== Dataset extract ==
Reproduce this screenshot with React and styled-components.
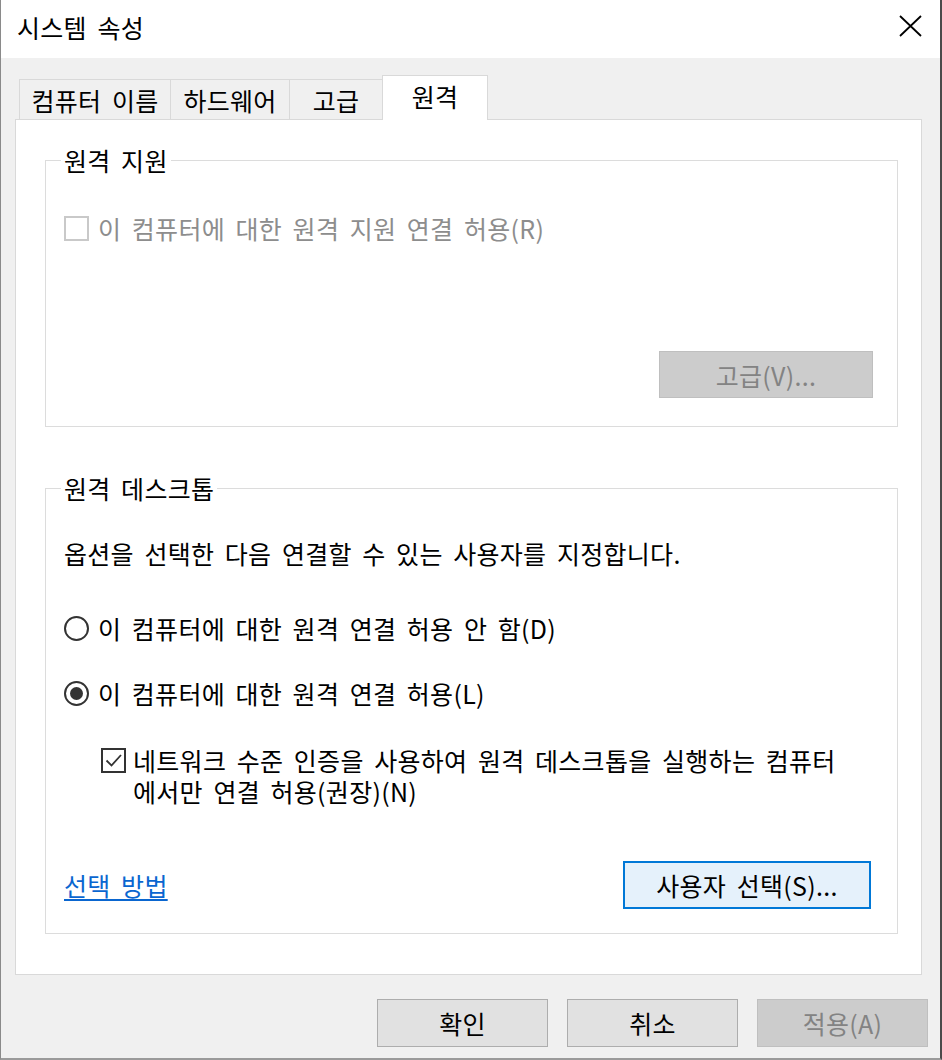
import React from "react";
import styled, { createGlobalStyle } from "styled-components";

const Global = createGlobalStyle`
  html, body { margin: 0; padding: 0; background: #ffffff; }
  body {
    font-family: "Malgun Gothic", "Noto Sans CJK KR", "Noto Sans", sans-serif;
    font-size: 25px;
    letter-spacing: 0.3px;
    word-spacing: 4.6px;
    color: #000;
  }
  * { box-sizing: border-box; }
`;

const Window = styled.div`
  width: 942px;
  height: 1060px;
  display: flex;
  flex-direction: column;
  background: #f0f0f0;
  border-left: 1px solid #8a8a8a;
  border-right: 2px solid #4a4a4a;
  border-bottom: 2px solid #9a9a9a;
`;

const TitleBar = styled.div`
  height: 58px;
  flex: none;
  background: #ffffff;
  display: flex;
  align-items: center;
  justify-content: space-between;
  padding: 0 18px 0 16px;
`;

const Title = styled.div`
  font-size: 25px;
  line-height: 30px;
  margin-top: -4px;
`;

const CloseButton = styled.button`
  border: 0;
  background: transparent;
  padding: 0;
  width: 24px;
  height: 24px;
  display: flex;
  align-items: center;
  justify-content: center;
  margin-top: -6px;
`;

const Content = styled.div`
  padding: 17px 18px 0 14px;
`;

const TabRow = styled.div`
  display: flex;
  align-items: flex-end;
  padding-left: 4px;
  margin-bottom: -1px;
  position: relative;
  z-index: 1;
`;

const Tab = styled.div`
  width: ${(p) => p.$w}px;
  height: ${(p) => (p.$active ? 45 : 40)}px;
  margin-bottom: ${(p) => (p.$active ? 0 : 1)}px;
  margin-left: -1px;
  background: ${(p) => (p.$active ? "#ffffff" : "#f0f0f0")};
  border: 1px solid #d9d9d9;
  border-bottom: none;
  display: flex;
  align-items: center;
  justify-content: center;
  font-size: 25px;
  line-height: 30px;
  padding-bottom: ${(p) => (p.$active ? 4 : 0)}px;
  white-space: nowrap;
  &:first-child { margin-left: 0; }
`;

const Panel = styled.div`
  height: 856px;
  background: #ffffff;
  border: 1px solid #d9d9d9;
  padding: 25px 23px 0 29px;
`;

const Group = styled.fieldset`
  margin: ${(p) => p.$mt || 0}px 0 0 0;
  padding: 0 24px ${(p) => p.$pb}px 18px;
  border: 1px solid #dcdcdc;
  min-width: 0;
  display: flex;
  flex-direction: column;
`;

const Legend = styled.legend`
  padding: 0 3px;
  margin-left: -3px;
  font-size: 25px;
  line-height: 30px;
`;

const Row = styled.div`
  display: flex;
  align-items: ${(p) => (p.$top ? "flex-start" : "center")};
  margin-top: ${(p) => p.$mt || 0}px;
  margin-left: ${(p) => p.$indent || 0}px;
  gap: ${(p) => p.$gap ?? 9}px;
`;

const Label = styled.div`
  font-size: 25px;
  line-height: ${(p) => (p.$multi ? 31 : 30)}px;
  white-space: nowrap;
  color: ${(p) => (p.$disabled ? "#8d8d8d" : "#000")};
`;

const CheckBox = styled.span`
  flex: none;
  width: 25px;
  height: 25px;
  border: 2px solid ${(p) => (p.$disabled ? "#c9c9c9" : "#333333")};
  background: #ffffff;
  display: flex;
  align-items: center;
  justify-content: center;
  margin-top: ${(p) => (p.$top ? 3 : 0)}px;
`;

const Radio = styled.span`
  flex: none;
  width: 25px;
  height: 25px;
  border-radius: 50%;
  border: 2px solid #333333;
  background: #ffffff;
  display: flex;
  align-items: center;
  justify-content: center;
  &::after {
    content: "";
    width: 13px;
    height: 13px;
    border-radius: 50%;
    background: ${(p) => (p.$checked ? "#333333" : "transparent")};
  }
`;

const ButtonRow = styled.div`
  display: flex;
  align-items: center;
  justify-content: ${(p) => p.$justify || "flex-end"};
  margin-top: ${(p) => p.$mt || 0}px;
`;

const Button = styled.button`
  width: ${(p) => p.$w}px;
  height: ${(p) => p.$h}px;
  font-family: inherit;
  font-size: 25px;
  line-height: 30px;
  letter-spacing: inherit;
  word-spacing: inherit;
  padding: 0;
  margin-right: ${(p) => p.$mr || 0}px;
  background: ${(p) =>
    p.$variant === "disabled" ? "#cccccc" : p.$variant === "focus" ? "#e5f1fb" : "#e1e1e1"};
  border: ${(p) =>
    p.$variant === "disabled"
      ? "1px solid #bfbfbf"
      : p.$variant === "focus"
      ? "2px solid #0078d7"
      : "1px solid #adadad"};
  color: ${(p) => (p.$variant === "disabled" ? "#838383" : "#000")};
`;

const Link = styled.a`
  font-size: 25px;
  line-height: 30px;
  color: #0a66d0;
  text-decoration: underline;
  text-decoration-thickness: 2px;
  text-underline-offset: 3px;
  cursor: pointer;
`;

const Footer = styled.div`
  display: flex;
  justify-content: flex-end;
  gap: 19px;
  margin-top: 24px;
  padding-right: 12px;
`;

const CloseIcon = () => (
  <svg width="23" height="22" viewBox="0 0 23 22">
    <path d="M1 1 L22 21 M22 1 L1 21" stroke="#000" strokeWidth="1.8" fill="none" />
  </svg>
);

const CheckMark = () => (
  <svg width="19" height="19" viewBox="0 0 19 19">
    <path d="M2.5 9.5 L7.5 14.5 L17 4" stroke="#333" strokeWidth="1.8" fill="none" />
  </svg>
);

export default function App() {
  return (
    <>
      <Global />
      <Window>
        <TitleBar>
          <Title>시스템 속성</Title>
          <CloseButton aria-label="닫기">
            <CloseIcon />
          </CloseButton>
        </TitleBar>
        <Content>
          <TabRow>
            <Tab $w={152}>컴퓨터 이름</Tab>
            <Tab $w={120}>하드웨어</Tab>
            <Tab $w={94}>고급</Tab>
            <Tab $w={106} $active>
              원격
            </Tab>
          </TabRow>
          <Panel>
            <Group $pb={28}>
              <Legend>원격 지원</Legend>
              <Row $mt={38}>
                <CheckBox $disabled />
                <Label $disabled>이 컴퓨터에 대한 원격 지원 연결 허용(R)</Label>
              </Row>
              <ButtonRow $mt={108}>
                <Button $w={214} $h={47} $variant="disabled">
                  고급(V)...
                </Button>
              </ButtonRow>
            </Group>
            <Group $mt={46} $pb={24}>
              <Legend>원격 데스크톱</Legend>
              <Row $mt={35}>
                <Label>옵션을 선택한 다음 연결할 수 있는 사용자를 지정합니다.</Label>
              </Row>
              <Row $mt={45}>
                <Radio />
                <Label>이 컴퓨터에 대한 원격 연결 허용 안 함(D)</Label>
              </Row>
              <Row $mt={35}>
                <Radio $checked />
                <Label>이 컴퓨터에 대한 원격 연결 허용(L)</Label>
              </Row>
              <Row $mt={37} $indent={37} $gap={7} $top>
                <CheckBox $top>
                  <CheckMark />
                </CheckBox>
                <Label $multi>
                  네트워크 수준 인증을 사용하여 원격 데스크톱을 실행하는 컴퓨터
                  <br />
                  에서만 연결 허용(권장)(N)
                </Label>
              </Row>
              <ButtonRow $mt={54} $justify="space-between">
                <Link>선택 방법</Link>
                <Button $w={248} $h={48} $variant="focus" $mr={2}>
                  사용자 선택(S)...
                </Button>
              </ButtonRow>
            </Group>
          </Panel>
        </Content>
        <Footer>
          <Button $w={171} $h={48}>
            확인
          </Button>
          <Button $w={171} $h={48}>
            취소
          </Button>
          <Button $w={171} $h={48} $variant="disabled">
            적용(A)
          </Button>
        </Footer>
      </Window>
    </>
  );
}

== Description of the task ==
Repeat the material above verbatim, with no pictures in the output.

== Worked answer ==
Reproduce this screenshot with React and styled-components.
import React from "react";
import styled, { createGlobalStyle } from "styled-components";

const Global = createGlobalStyle`
  html, body { margin: 0; padding: 0; background: #ffffff; }
  body {
    font-family: "Malgun Gothic", "Noto Sans CJK KR", "Noto Sans", sans-serif;
    font-size: 25px;
    letter-spacing: 0.3px;
    word-spacing: 4.6px;
    color: #000;
  }
  * { box-sizing: border-box; }
`;

const Window = styled.div`
  width: 942px;
  height: 1060px;
  display: flex;
  flex-direction: column;
  background: #f0f0f0;
  border-left: 1px solid #8a8a8a;
  border-right: 2px solid #4a4a4a;
  border-bottom: 2px solid #9a9a9a;
`;

const TitleBar = styled.div`
  height: 58px;
  flex: none;
  background: #ffffff;
  display: flex;
  align-items: center;
  justify-content: space-between;
  padding: 0 18px 0 16px;
`;

const Title = styled.div`
  font-size: 25px;
  line-height: 30px;
  margin-top: -4px;
`;

const CloseButton = styled.button`
  border: 0;
  background: transparent;
  padding: 0;
  width: 24px;
  height: 24px;
  display: flex;
  align-items: center;
  justify-content: center;
  margin-top: -6px;
`;

const Content = styled.div`
  padding: 17px 18px 0 14px;
`;

const TabRow = styled.div`
  display: flex;
  align-items: flex-end;
  padding-left: 4px;
  margin-bottom: -1px;
  position: relative;
  z-index: 1;
`;

const Tab = styled.div`
  width: ${(p) => p.$w}px;
  height: ${(p) => (p.$active ? 45 : 40)}px;
  margin-bottom: ${(p) => (p.$active ? 0 : 1)}px;
  margin-left: -1px;
  background: ${(p) => (p.$active ? "#ffffff" : "#f0f0f0")};
  border: 1px solid #d9d9d9;
  border-bottom: none;
  display: flex;
  align-items: center;
  justify-content: center;
  font-size: 25px;
  line-height: 30px;
  padding-bottom: ${(p) => (p.$active ? 4 : 0)}px;
  white-space: nowrap;
  &:first-child { margin-left: 0; }
`;

const Panel = styled.div`
  height: 856px;
  background: #ffffff;
  border: 1px solid #d9d9d9;
  padding: 25px 23px 0 29px;
`;

const Group = styled.fieldset`
  margin: ${(p) => p.$mt || 0}px 0 0 0;
  padding: 0 24px ${(p) => p.$pb}px 18px;
  border: 1px solid #dcdcdc;
  min-width: 0;
  display: flex;
  flex-direction: column;
`;

const Legend = styled.legend`
  padding: 0 3px;
  margin-left: -3px;
  font-size: 25px;
  line-height: 30px;
`;

const Row = styled.div`
  display: flex;
  align-items: ${(p) => (p.$top ? "flex-start" : "center")};
  margin-top: ${(p) => p.$mt || 0}px;
  margin-left: ${(p) => p.$indent || 0}px;
  gap: ${(p) => p.$gap ?? 9}px;
`;

const Label = styled.div`
  font-size: 25px;
  line-height: ${(p) => (p.$multi ? 31 : 30)}px;
  white-space: nowrap;
  color: ${(p) => (p.$disabled ? "#8d8d8d" : "#000")};
`;

const CheckBox = styled.span`
  flex: none;
  width: 25px;
  height: 25px;
  border: 2px solid ${(p) => (p.$disabled ? "#c9c9c9" : "#333333")};
  background: #ffffff;
  display: flex;
  align-items: center;
  justify-content: center;
  margin-top: ${(p) => (p.$top ? 3 : 0)}px;
`;

const Radio = styled.span`
  flex: none;
  width: 25px;
  height: 25px;
  border-radius: 50%;
  border: 2px solid #333333;
  background: #ffffff;
  display: flex;
  align-items: center;
  justify-content: center;
  &::after {
    content: "";
    width: 13px;
    height: 13px;
    border-radius: 50%;
    background: ${(p) => (p.$checked ? "#333333" : "transparent")};
  }
`;

const ButtonRow = styled.div`
  display: flex;
  align-items: center;
  justify-content: ${(p) => p.$justify || "flex-end"};
  margin-top: ${(p) => p.$mt || 0}px;
`;

const Button = styled.button`
  width: ${(p) => p.$w}px;
  height: ${(p) => p.$h}px;
  font-family: inherit;
  font-size: 25px;
  line-height: 30px;
  letter-spacing: inherit;
  word-spacing: inherit;
  padding: 0;
  margin-right: ${(p) => p.$mr || 0}px;
  background: ${(p) =>
    p.$variant === "disabled" ? "#cccccc" : p.$variant === "focus" ? "#e5f1fb" : "#e1e1e1"};
  border: ${(p) =>
    p.$variant === "disabled"
      ? "1px solid #bfbfbf"
      : p.$variant === "focus"
      ? "2px solid #0078d7"
      : "1px solid #adadad"};
  color: ${(p) => (p.$variant === "disabled" ? "#838383" : "#000")};
`;

const Link = styled.a`
  font-size: 25px;
  line-height: 30px;
  color: #0a66d0;
  text-decoration: underline;
  text-decoration-thickness: 2px;
  text-underline-offset: 3px;
  cursor: pointer;
`;

const Footer = styled.div`
  display: flex;
  justify-content: flex-end;
  gap: 19px;
  margin-top: 24px;
  padding-right: 12px;
`;

const CloseIcon = () => (
  <svg width="23" height="22" viewBox="0 0 23 22">
    <path d="M1 1 L22 21 M22 1 L1 21" stroke="#000" strokeWidth="1.8" fill="none" />
  </svg>
);

const CheckMark = () => (
  <svg width="19" height="19" viewBox="0 0 19 19">
    <path d="M2.5 9.5 L7.5 14.5 L17 4" stroke="#333" strokeWidth="1.8" fill="none" />
  </svg>
);

export default function App() {
  return (
    <>
      <Global />
      <Window>
        <TitleBar>
          <Title>시스템 속성</Title>
          <CloseButton aria-label="닫기">
            <CloseIcon />
          </CloseButton>
        </TitleBar>
        <Content>
          <TabRow>
            <Tab $w={152}>컴퓨터 이름</Tab>
            <Tab $w={120}>하드웨어</Tab>
            <Tab $w={94}>고급</Tab>
            <Tab $w={106} $active>
              원격
            </Tab>
          </TabRow>
          <Panel>
            <Group $pb={28}>
              <Legend>원격 지원</Legend>
              <Row $mt={38}>
                <CheckBox $disabled />
                <Label $disabled>이 컴퓨터에 대한 원격 지원 연결 허용(R)</Label>
              </Row>
              <ButtonRow $mt={108}>
                <Button $w={214} $h={47} $variant="disabled">
                  고급(V)...
                </Button>
              </ButtonRow>
            </Group>
            <Group $mt={46} $pb={24}>
              <Legend>원격 데스크톱</Legend>
              <Row $mt={35}>
                <Label>옵션을 선택한 다음 연결할 수 있는 사용자를 지정합니다.</Label>
              </Row>
              <Row $mt={45}>
                <Radio />
                <Label>이 컴퓨터에 대한 원격 연결 허용 안 함(D)</Label>
              </Row>
              <Row $mt={35}>
                <Radio $checked />
                <Label>이 컴퓨터에 대한 원격 연결 허용(L)</Label>
              </Row>
              <Row $mt={37} $indent={37} $gap={7} $top>
                <CheckBox $top>
                  <CheckMark />
                </CheckBox>
                <Label $multi>
                  네트워크 수준 인증을 사용하여 원격 데스크톱을 실행하는 컴퓨터
                  <br />
                  에서만 연결 허용(권장)(N)
                </Label>
              </Row>
              <ButtonRow $mt={54} $justify="space-between">
                <Link>선택 방법</Link>
                <Button $w={248} $h={48} $variant="focus" $mr={2}>
                  사용자 선택(S)...
                </Button>
              </ButtonRow>
            </Group>
          </Panel>
        </Content>
        <Footer>
          <Button $w={171} $h={48}>
            확인
          </Button>
          <Button $w={171} $h={48}>
            취소
          </Button>
          <Button $w={171} $h={48} $variant="disabled">
            적용(A)
          </Button>
        </Footer>
      </Window>
    </>
  );
}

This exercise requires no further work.